We can’t set out to make something and then make that. I think once you understand that, you’re free. Once you say, “I can’t make what I’m trying to make.” Then you can throw everything in there and that is the result. That is what we made.
Will: To give us some credit though. We know what makes a Yellow Eyes song a Yellow Eyes song now.
Sam: There’s a lot of work that goes into it. It’s easy to say now, but it’s a struggle, man.
Will: We’re very hard on ourselves and we’re very aligned so if it’s not right, it will eat us alive until we get it right. It takes over our entire lives, our significant others can attest to that.
Sam: One secret to writing music is don’t be afraid to harness different speeds of writing music. Take a long time on some things. Write for days or weeks and then challenge yourself to finish it in five minutes. That’s the secret. Write it—think about it and dream about it—forever then come together and say, “in one hour this song will be done somehow.” These are the reckless challenges that make everything crystallize.
Will: For example, on the last song, “Maritime Flare,” the guitar part on the outro—we didn’t have a guitar part. We didn’t have anything, we were just doing that on the fly. We wrote that entire part in 15 minutes.

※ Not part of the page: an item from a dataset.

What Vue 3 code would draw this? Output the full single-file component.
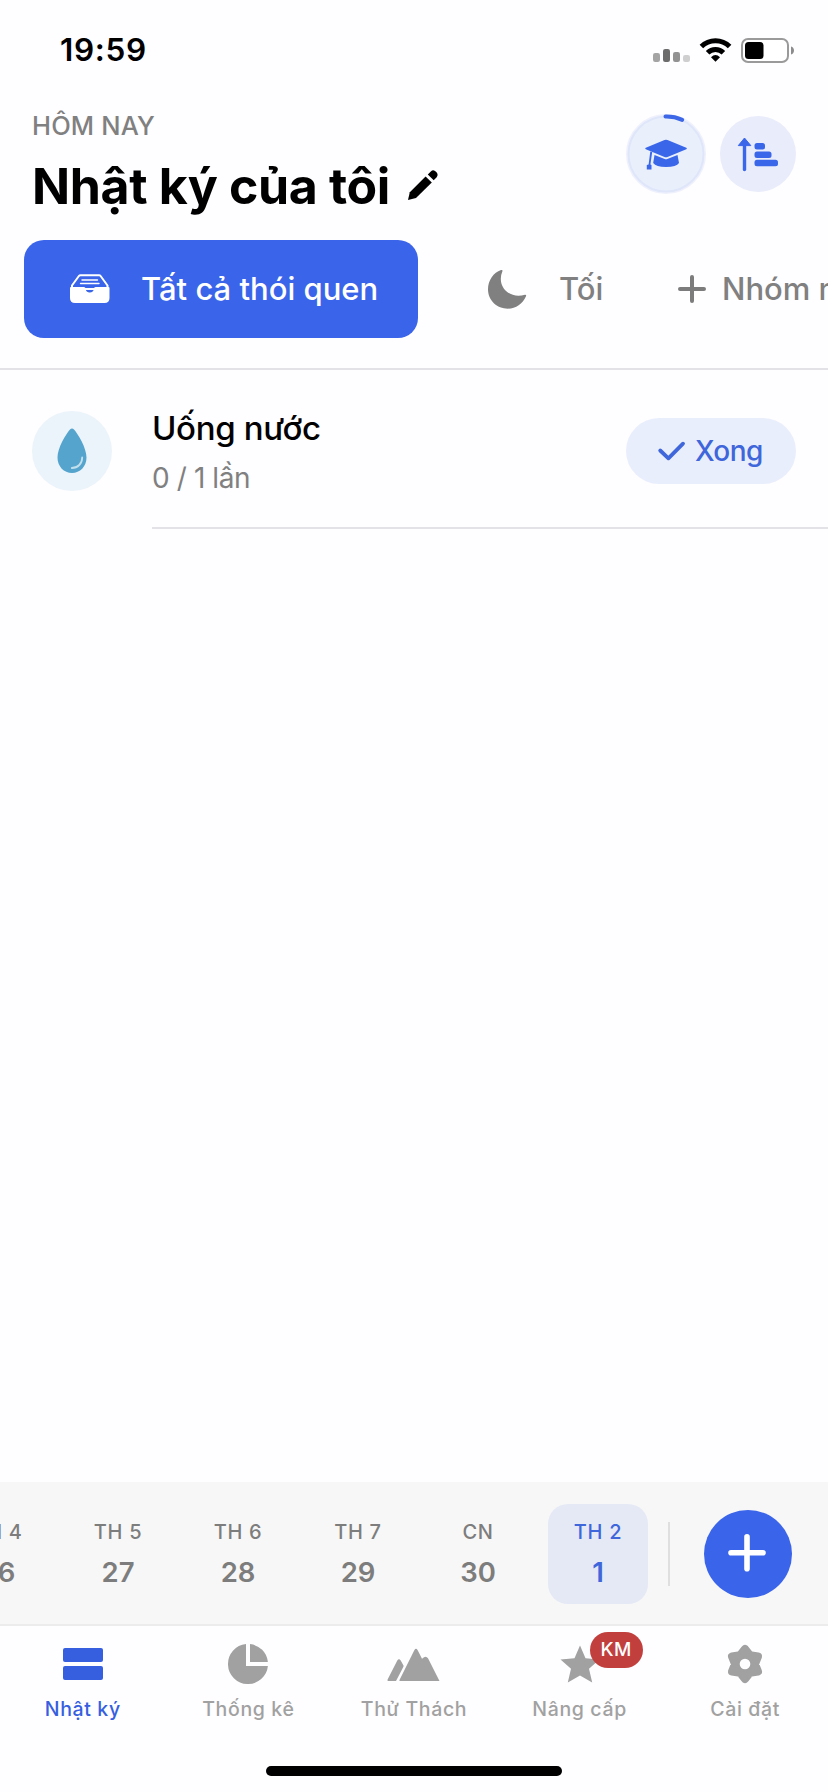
<script setup>
const days = [
  { name: 'TH 4', num: '26' },
  { name: 'TH 5', num: '27' },
  { name: 'TH 6', num: '28' },
  { name: 'TH 7', num: '29' },
  { name: 'CN', num: '30' },
  { name: 'TH 2', num: '1', active: true }
]
const tabs = [
  { id: 'journal', label: 'Nhật ký', active: true },
  { id: 'stats', label: 'Thống kê' },
  { id: 'challenge', label: 'Thử Thách' },
  { id: 'upgrade', label: 'Nâng cấp', badge: 'KM' },
  { id: 'settings', label: 'Cài đặt' }
]
</script>

<template>
  <div class="screen">
    <div class="status">
      <span class="time">19:59</span>
      <svg class="signals" width="144" height="28" viewBox="0 0 144 28">
        <rect x="0" y="15" width="7" height="9" rx="2.2" fill="#a4a4a4" />
        <rect x="10" y="11" width="7" height="13" rx="2.2" fill="#6c6c6c" />
        <rect x="20" y="14" width="7" height="10" rx="2.2" fill="#929292" />
        <rect x="30" y="17" width="7" height="7" rx="2.2" fill="#cfcfcf" />
        <g fill="none" stroke="#000" stroke-width="5">
          <path d="M48.400 8.600A20 20 0 0 1 76.600 8.600" />
          <path d="M54.600 14.800A11.200 11.200 0 0 1 70.400 14.800" />
        </g>
        <path d="M62.500 23.800L58 19.300Q62.500 14.500 67 19.300Z" fill="#000" />
        <rect x="89" y="1" width="46" height="23" rx="6" fill="#fff" stroke="#9a9a9a" stroke-width="2" />
        <rect x="92" y="4" width="18.500" height="17" rx="3.500" fill="#000" />
        <path d="M138 8.500c4 1 4 7 0 8z" fill="#8c8c8c" />
      </svg>
    </div>

    <header class="header">
      <div class="heading">
        <div class="today">HÔM NAY</div>
        <div class="title-row">
          <h1 class="title">Nhật ký của tôi</h1>
          <svg class="pencil" width="30" height="30" viewBox="0 0 30 30">
            <path d="M0 30L1.800 22.200L17.600 6.500L23.800 12.500L8 28.100Z" fill="#000" />
            <path d="M19.800 4.400L22.800 1.400Q25.500-1 28 1.800Q30.800 4.500 28.700 7.300L25.700 10.300Z" fill="#000" />
          </svg>
        </div>
      </div>
      <div class="actions">
        <svg width="80" height="82" viewBox="0 0 80 82">
          <circle cx="40" cy="41" r="38.500" fill="#e9effb" stroke="#eef1fc" stroke-width="3" />
          <circle cx="40" cy="41" r="37.500" fill="none" stroke="#dfe6fa" stroke-width="2" />
          <path d="M39.500 3.500A38 38 0 0 1 56.200 6.800" fill="none" stroke="#3d67e6" stroke-width="4" stroke-linecap="round" />
          <g fill="#3a66ea">
            <path d="M38.500 27Q40 26.300 41.500 27L60.300 34.700Q61.600 35.500 60.300 36.200L41.500 44Q40 44.600 38.500 44L19.800 36.200Q18.500 35.500 19.800 34.700Z" />
            <path d="M28.500 42L38.700 46.100Q40 46.600 41.300 46.100L51.500 42L53 50Q50.500 54 40 54Q30 54 27.200 50Z" />
            <path d="M24.300 38.500L26.200 39L24.400 51.500L25.500 52V56.500H20.800V52L22.600 51.500Z" />
          </g>
        </svg>
        <svg width="76" height="76" viewBox="0 0 76 76">
          <circle cx="38" cy="38" r="38" fill="#e9ecfa" />
          <g fill="#3a66ea">
            <path d="M24.500 25V53.500" stroke="#3a66ea" stroke-width="3.400" stroke-linecap="round" />
            <path d="M24.500 22L30.800 29.600H18.300Z" stroke="#3a66ea" stroke-width="1" stroke-linejoin="round" />
            <rect x="34.500" y="27" width="10.500" height="6.500" rx="2.500" />
            <rect x="34.500" y="35.500" width="17" height="6.500" rx="2.500" />
            <rect x="34.500" y="43.800" width="23.500" height="6.500" rx="2.500" />
          </g>
        </svg>
      </div>
    </header>

    <div class="groups">
      <div class="chip">
        <svg width="40" height="30" viewBox="0 0 40 30">
          <path d="M10.500 1.200H29Q30 1.200 30.600 2L37.500 11.500V15H2V11.500L8.900 2Q9.500 1.200 10.500 1.200Z" fill="none" stroke="#fff" stroke-width="2" />
          <path d="M12 6H27.500M10.500 9.500H29" stroke="#fff" stroke-width="1.400" stroke-linecap="round" />
          <path d="M0 14Q0 13 1 13H14Q15.500 13 15.500 14.500Q16 18.500 19.700 18.500Q23.500 18.500 24 14.500Q24 13 25.500 13H38.500Q39.500 13 39.500 14V24Q39.500 29 34.500 29H5Q0 29 0 24Z" fill="#fff" />
        </svg>
        <span class="chip-text">Tất cả thói quen</span>
      </div>
      <div class="group evening">
        <svg width="38" height="39" viewBox="0 0 38 39">
          <path d="M14.500 1Q12.300 6 13 11.500C14.500 21.500 25 28.500 37 24.700Q38.600 24.500 38 26.300C34.500 34 28 38.700 20 38.700C9 38.700 0 30.500 0 19.300C0 10.500 5.500 2.500 13 .1Q14.800-.3 14.500 1Z" fill="#808080" />
        </svg>
        <span class="group-text">Tối</span>
      </div>
      <div class="group add-group">
        <svg width="28" height="28" viewBox="0 0 28 28">
          <path d="M14 2V26M2 14H26" stroke="#7c7c7c" stroke-width="4" stroke-linecap="round" />
        </svg>
        <span class="group-text">Nhóm mới</span>
      </div>
    </div>

    <main class="list">
      <article class="habit">
        <div class="drop">
          <svg width="30" height="46" viewBox="0 0 30 46">
            <path d="M13 1.600Q15 -.6 17 1.600C21 6 29.500 20 29.500 29.500C29.500 38.500 23 45 15 45S.5 38.500.5 29.500C.5 20 9 6 13 1.600Z" fill="#55a4cd" />
            <path d="M14.800 40C21 40 25.200 35.500 25.200 29.500" fill="none" stroke="#c2dfed" stroke-width="1.800" stroke-linecap="round" />
          </svg>
        </div>
        <div class="habit-body">
          <div class="habit-text">
            <div class="habit-name">Uống nước</div>
            <div class="habit-count">0 / 1 lần</div>
          </div>
          <div class="done">
            <svg width="28" height="20" viewBox="0 0 28 20">
              <path d="M2.200 9.500L10.400 17.300L25 2.700" fill="none" stroke="#3f66da" stroke-width="3.800" stroke-linecap="round" stroke-linejoin="round" />
            </svg>
            <span class="done-text">Xong</span>
          </div>
        </div>
      </article>
    </main>

    <section class="calendar">
      <div class="days">
        <div v-for="d in days" :key="d.num" class="day" :class="{ active: d.active }">
          <span class="day-name">{{ d.name }}</span>
          <span class="day-num">{{ d.num }}</span>
        </div>
      </div>
      <div class="divider"></div>
      <div class="fab">
        <svg width="40" height="40" viewBox="0 0 40 40">
          <path d="M19 2.700V34.700M3 18.700H35" stroke="#fff" stroke-width="5.600" stroke-linecap="round" />
        </svg>
      </div>
    </section>

    <nav class="tabs">
      <div v-for="t in tabs" :key="t.id" class="tab" :class="{ active: t.active }">
        <div class="tab-icon">
          <svg v-if="t.id === 'journal'" width="40" height="40" viewBox="0 0 40 40" fill="#355fdf">
            <rect y="4" width="40" height="14" rx="2" />
            <rect y="22" width="40" height="14" rx="2" />
          </svg>
          <svg v-else-if="t.id === 'stats'" width="40" height="40" viewBox="0 0 40 40" fill="#a1a1a1">
            <path d="M18 .1V22H39.900A20 20 0 1 1 18 .1Z" />
            <path d="M22 .1A20 20 0 0 1 39.900 18H22Z" />
          </svg>
          <svg v-else-if="t.id === 'challenge'" width="54" height="40" viewBox="0 0 54 40" fill="#a1a1a1">
            <path d="M1.300 37Q0 37 .6 35.500L10.300 16.500Q12 14 13.700 16.500L16.500 21.500Q16.700 22.300 16.300 23L9 37Z" />
            <path d="M13 37Q12 37 12.500 36L27.300 6.200Q29 3.300 30.700 6.200L35 14.700L37 13.200Q39.400 12 41 14.300L52.500 37Z" />
          </svg>
          <svg v-else-if="t.id === 'upgrade'" width="40" height="40" viewBox="0 0 40 40" fill="#a1a1a1">
            <path d="M20 1.500L25.500 14.200L39.500 15.500L29 24.800L32.200 38.500L20 31.400L7.800 38.500L11 24.800L.5 15.500L14.500 14.200Z" />
          </svg>
          <svg v-else width="40" height="40" viewBox="0 0 40 40">
            <path d="M20 5L25 11.300L33 12.500L30 20L33 27.500L25 28.700L20 35L15 28.700L7 27.500L10 20L7 12.500L15 11.300Z" fill="#a1a1a1" stroke="#a1a1a1" stroke-width="8" stroke-linejoin="round" />
            <circle cx="20" cy="20" r="5.300" fill="#fefdff" />
          </svg>
          <span v-if="t.badge" class="badge">{{ t.badge }}</span>
        </div>
        <span class="tab-label">{{ t.label }}</span>
      </div>
    </nav>
    <div class="home"><div class="home-bar"></div></div>
  </div>
</template>

<style>
body { background: #fefdff; }
</style>

<style scoped>
.screen {
  width: 828px;
  height: 1792px;
  overflow: hidden;
  display: flex;
  flex-direction: column;
  background: #fefdff;
  font-family: Inter, "Liberation Sans", sans-serif;
  color: #000;
  white-space: nowrap;
}
svg { display: block; flex: none; overflow: visible; }
.status {
  height: 99px;
  flex: none;
  box-sizing: border-box;
  padding: 0 31px 0 60px;
  display: flex;
  justify-content: space-between;
  align-items: center;
}
.time { font-size: 31.500px; font-weight: 600; line-height: 40px; letter-spacing: 0.700px; }
.signals { margin-top: 4px; }
.header {
  height: 141px;
  flex: none;
  box-sizing: border-box;
  padding: 0 32px;
  display: flex;
  justify-content: space-between;
}
.heading { padding-top: 11px; }
.today { font-size: 25.500px; font-weight: 500; line-height: 32px; color: #808080; letter-spacing: 0.150px; }
.title-row { display: flex; align-items: center; gap: 18px; margin-top: 13px; }
.title { margin: 0; font-size: 50px; font-weight: 700; line-height: 62px; letter-spacing: -0.350px; }
.pencil { margin-top: -2px; }
.actions { display: flex; gap: 14px; align-items: center; height: 80px; padding-top: 15px; }
.groups {
  height: 130px;
  flex: none;
  box-sizing: border-box;
  display: flex;
  align-items: flex-start;
  padding-left: 24px;
  border-bottom: 2px solid #e3e3e7;
}
.chip {
  width: 394px;
  height: 98px;
  flex: none;
  box-sizing: border-box;
  padding-left: 46px;
  border-radius: 20px;
  background: #3a64e9;
  color: #fff;
  display: flex;
  align-items: center;
  gap: 31px;
}
.chip-text, .group-text { font-size: 31px; font-weight: 500; padding-bottom: 2px; }
.group { height: 98px; display: flex; align-items: center; color: #808080; flex: none; }
.evening { margin-left: 70px; width: 190px; gap: 33px; }
.add-group { gap: 16px; }
.list { flex: 1; }
.habit { display: flex; padding-left: 32px; }
.drop {
  width: 80px;
  height: 80px;
  margin-top: 41px;
  border-radius: 50%;
  background: #ebf4fa;
  display: flex;
  align-items: center;
  justify-content: center;
}
.habit-body {
  flex: 1;
  height: 159px;
  box-sizing: border-box;
  margin-left: 40px;
  padding-right: 32px;
  border-bottom: 2px solid #e3e3e7;
  display: flex;
  justify-content: space-between;
}
.habit-text { padding-top: 38px; }
.habit-name { font-size: 33px; font-weight: 500; line-height: 40px; letter-spacing: -0.350px; }
.habit-count { font-size: 28px; line-height: 36px; margin-top: 12px; color: #808080; letter-spacing: -0.400px; }
.done {
  width: 170px;
  height: 66px;
  margin-top: 48px;
  box-sizing: border-box;
  padding-left: 32px;
  border-radius: 33px;
  background: #e9eefc;
  color: #3f66da;
  display: flex;
  align-items: center;
  gap: 9px;
}
.done-text { font-size: 28px; font-weight: 500; letter-spacing: -0.500px; }
.calendar {
  height: 144px;
  flex: none;
  box-sizing: border-box;
  background: #f7f7f7;
  border-bottom: 2px solid #ececec;
  display: flex;
  align-items: center;
}
.days { width: 648px; height: 100px; display: flex; justify-content: flex-end; gap: 20px; flex: none; margin-top: 2px; }
.day {
  width: 100px;
  height: 100px;
  flex: none;
  border-radius: 20px;
  display: flex;
  flex-direction: column;
  align-items: center;
  color: #7d7d7d;
}
.day.active { background: #e5e9f6; color: #3f66da; }
.day-name { font-size: 20px; font-weight: 550; line-height: 24px; margin-top: 16px; letter-spacing: 0.700px; }
.day-num { font-size: 27.500px; font-weight: 600; line-height: 34px; margin-top: 11px; }
.divider { width: 2px; height: 64px; margin: 2px 34px 0 20px; background: #dfdfdf; }
.fab {
  width: 88px;
  height: 88px;
  border-radius: 50%;
  background: #3a64e9;
  display: flex;
  align-items: center;
  justify-content: center;
  margin-top: 2px;
}
.tabs { height: 140px; flex: none; display: flex; }
.tab { flex: 1; display: flex; flex-direction: column; align-items: center; padding-top: 18px; color: #a1a1a1; }
.tab.active { color: #355fdf; }
.tab-icon { position: relative; height: 40px; }
.tab-label { font-size: 19.500px; font-weight: 500; line-height: 28px; margin-top: 11px; letter-spacing: 0.650px; }
.badge {
  position: absolute;
  left: 30px;
  top: -12px;
  width: 53px;
  height: 36px;
  border-radius: 18px;
  background: #c1403d;
  color: #fff;
  font-size: 19px;
  font-weight: 550;
  line-height: 36px;
  text-align: center;
  letter-spacing: 0.500px;
}
.home { height: 26px; flex: none; display: flex; justify-content: center; }
.home-bar { width: 296px; height: 10px; border-radius: 5px; background: #000; }
</style>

Metal Injection: It’s really insightful and it’s really cool because you said it earlier because some people say, “I’m going to write this.” Then they make that doom metal or black metal album. This sort of spontaneity or this recklessness ultimately becomes a huge defining factor for your music.
Sam: The danger is we sometimes get a little too down with this impulsiveness. There will be a day that people are just going to hate something that we do.
Will: It might have been there since day one!
Metal Injection: It could be Friday for some people!
Sam: There are a lot of people who aren’t into it and that’s fine but there will be a day where we put something out and people will say, “I don’t know what you’re talking about,” and that is okay. That’s a price to pay. I think that’s part of it.
Metal Injection: A the end of the day you’re making something that appeases your inner voices in a way.
Sam: Yeah, it’s an appeasement for sure.